Earnings Reports (October 23rd-27th)
Taking a Look at Earnings Reports for Waste Management (NYSE: WM) & STAG Industrial (NYSE: STAG).
Another action-packed week of earnings awaits us! Staying true to my promise, I'll be delivering detailed analysis of quarterly earnings reports from the businesses I monitor, entirely complimentary. This week, we'll be looking into two distinguished companies I deeply respect: Waste Management (WM) and STAG Industrial (STAG). Both have consistently ranked among my top 5 picks, with Waste Management often claiming the top spot and STAG solidly occupying the fifth position. Let's dive deeper into their notable performances this quarter.
1. Waste Management (WM)
Waste Management has once again demonstrated its financial strength with its Q3 2023 earnings this past week, underscoring a commendable expansion in operating EBITDA margin. The consistency of these strong results can be attributed to a focus on pricing discipline and optimization of cost structures. This quarter not only witnessed organic growth in the collection and disposal business but also substantial improvements in operating costs. Also, like mentioned in my archived article on WM’s blueprint for success, a heavy commitment to SG&A cost management has led to a significant surge of over 6% in adjusted operating EBITDA and an impressive 100 basis points boost in adjusted operating EBITDA margin expansion.
Key Financial Highlights:
Revenue Dynamics:
For Q3 2023, the core price registered at 6.6%, a slight dip from the 8.2% seen in Q3 2022. Notably, this core price surpassed inflationary cost increases for the quarter by approximately 100 basis points, fostering both margin and earnings growth.
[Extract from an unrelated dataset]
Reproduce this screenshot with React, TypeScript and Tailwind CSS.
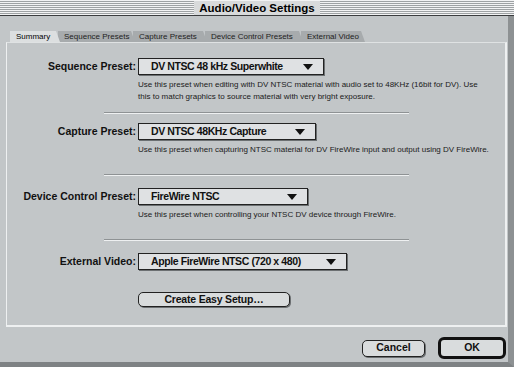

The collection and disposal yield came in at 5.0% for this quarter, compared to 7.1% in the same period last year.
On an adjusted workday basis, the total company volumes rose by 1.0% with the collection and disposal volumes seeing a 0.7% uptick. Without adjustments, the growth was 0.5% and 0.3% respectively, a slight decrease from the 1.0% and 1.4% of Q3 2022.
Efficient Cost Management:
The operating expenses relative to the revenue have been effectively managed, marking 61.3% this quarter, showing improvement from the 62.2% in Q3 2022.
SG&A expenses were recorded at 9.0% of the revenue, down from the 9.3% in the same quarter of the previous year. This indicates a 20 basis points enhancement from the adjusted 9.2% in Q3 2022.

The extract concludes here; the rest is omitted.